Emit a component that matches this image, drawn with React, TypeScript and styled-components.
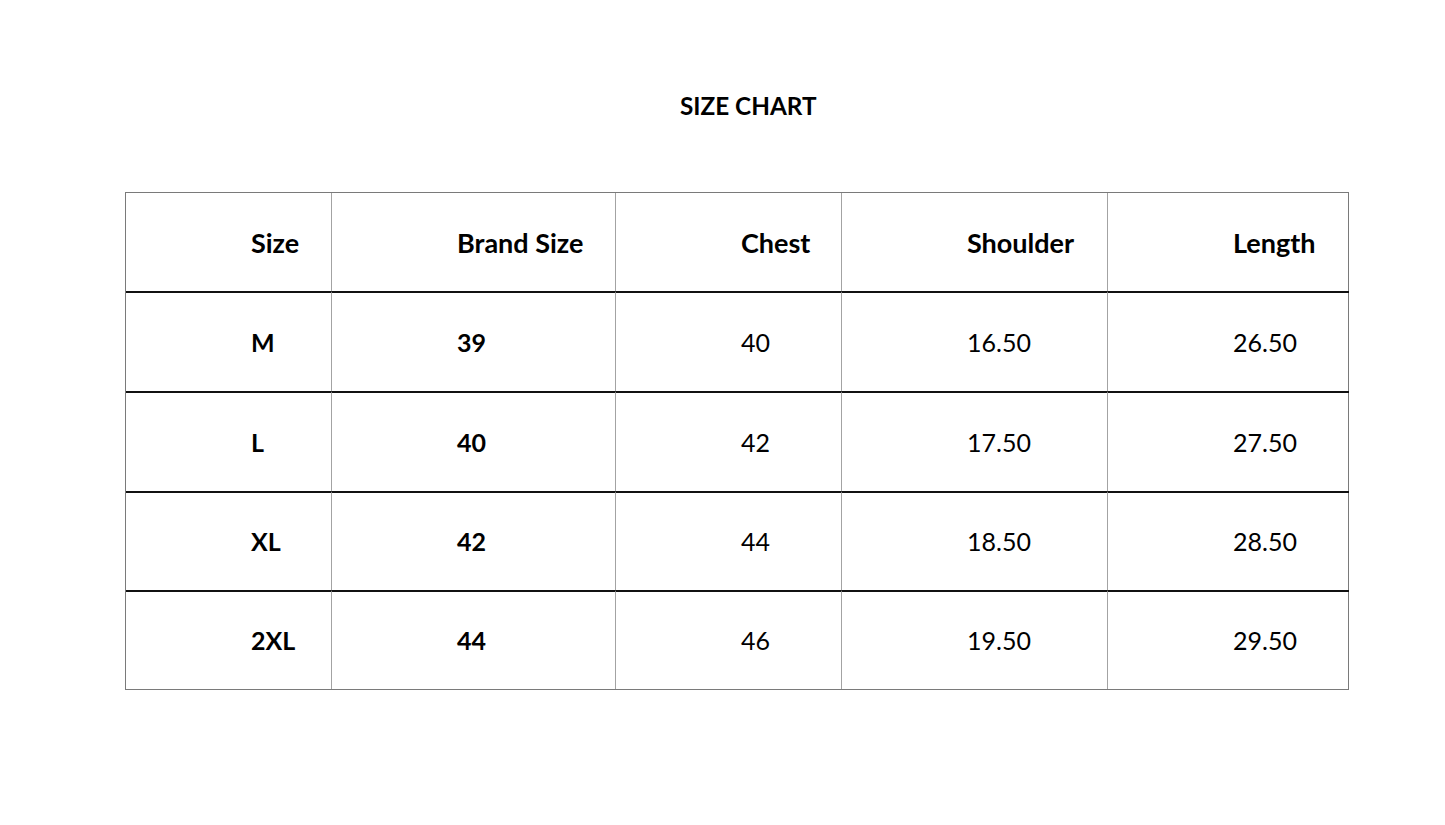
import React from "react";
import styled, { createGlobalStyle } from "styled-components";

const Global = createGlobalStyle`
  html, body { margin: 0; padding: 0; background: #ffffff; }
  body { font-family: Lato, "Open Sans", "Liberation Sans", sans-serif; color: #000; }
`;

const Page = styled.div`
  width: 1445px;
  height: 825px;
  display: flex;
  flex-direction: column;
  padding: 0 0 0 125px;
  box-sizing: border-box;
`;

const Title = styled.h1`
  flex-shrink: 0;
  margin: 0;
  padding: 91px 0 0 555px;
  height: 192px;
  box-sizing: border-box;
  font-size: 24.3px;
  font-weight: 700;
  line-height: 30px;
`;

const Table = styled.div`
  flex-shrink: 0;
  display: grid;
  grid-template-columns: 205px 284px 226px 266px 242px;
  grid-template-rows: 98px 100px 100px 99px 99px;
  width: 1224px;
  border: 1px solid #7a7a7a;
  box-sizing: border-box;
`;

const Cell = styled.div<{ $first: boolean; $head: boolean; $bold: boolean }>`
  display: flex;
  align-items: center;
  padding-left: 125px;
  box-sizing: border-box;
  border-left: ${(p) => (p.$first ? "none" : "1px solid #a3a3a3")};
  border-top: ${(p) => (p.$head ? "none" : "2px solid #111")};
  font-size: ${(p) => (p.$head ? "27px" : "25px")};
  font-weight: ${(p) => (p.$bold ? 700 : 400)};
  line-height: 1;
`;

const headers = ["Size", "Brand Size", "Chest", "Shoulder", "Length"];
const rows = [
  ["M", "39", "40", "16.50", "26.50"],
  ["L", "40", "42", "17.50", "27.50"],
  ["XL", "42", "44", "18.50", "28.50"],
  ["2XL", "44", "46", "19.50", "29.50"],
];

export default function App() {
  return (
    <>
      <Global />
      <Page>
        <Title>SIZE CHART</Title>
        <Table>
          {headers.map((h, i) => (
            <Cell key={h} $first={i === 0} $head $bold>
              {h}
            </Cell>
          ))}
          {rows.map((r, ri) =>
            r.map((v, i) => (
              <Cell key={`${ri}-${i}`} $first={i === 0} $head={false} $bold={i < 2}>
                {v}
              </Cell>
            ))
          )}
        </Table>
      </Page>
    </>
  );
}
▬▬▬
| STATED EXERCISE |
Restate the data above word for word. Do not include the images.

| EXERCISE RESULT |
Emit a component that matches this image, drawn with React, TypeScript and styled-components.
import React from "react";
import styled, { createGlobalStyle } from "styled-components";

const Global = createGlobalStyle`
  html, body { margin: 0; padding: 0; background: #ffffff; }
  body { font-family: Lato, "Open Sans", "Liberation Sans", sans-serif; color: #000; }
`;

const Page = styled.div`
  width: 1445px;
  height: 825px;
  display: flex;
  flex-direction: column;
  padding: 0 0 0 125px;
  box-sizing: border-box;
`;

const Title = styled.h1`
  flex-shrink: 0;
  margin: 0;
  padding: 91px 0 0 555px;
  height: 192px;
  box-sizing: border-box;
  font-size: 24.3px;
  font-weight: 700;
  line-height: 30px;
`;

const Table = styled.div`
  flex-shrink: 0;
  display: grid;
  grid-template-columns: 205px 284px 226px 266px 242px;
  grid-template-rows: 98px 100px 100px 99px 99px;
  width: 1224px;
  border: 1px solid #7a7a7a;
  box-sizing: border-box;
`;

const Cell = styled.div<{ $first: boolean; $head: boolean; $bold: boolean }>`
  display: flex;
  align-items: center;
  padding-left: 125px;
  box-sizing: border-box;
  border-left: ${(p) => (p.$first ? "none" : "1px solid #a3a3a3")};
  border-top: ${(p) => (p.$head ? "none" : "2px solid #111")};
  font-size: ${(p) => (p.$head ? "27px" : "25px")};
  font-weight: ${(p) => (p.$bold ? 700 : 400)};
  line-height: 1;
`;

const headers = ["Size", "Brand Size", "Chest", "Shoulder", "Length"];
const rows = [
  ["M", "39", "40", "16.50", "26.50"],
  ["L", "40", "42", "17.50", "27.50"],
  ["XL", "42", "44", "18.50", "28.50"],
  ["2XL", "44", "46", "19.50", "29.50"],
];

export default function App() {
  return (
    <>
      <Global />
      <Page>
        <Title>SIZE CHART</Title>
        <Table>
          {headers.map((h, i) => (
            <Cell key={h} $first={i === 0} $head $bold>
              {h}
            </Cell>
          ))}
          {rows.map((r, ri) =>
            r.map((v, i) => (
              <Cell key={`${ri}-${i}`} $first={i === 0} $head={false} $bold={i < 2}>
                {v}
              </Cell>
            ))
          )}
        </Table>
      </Page>
    </>
  );
}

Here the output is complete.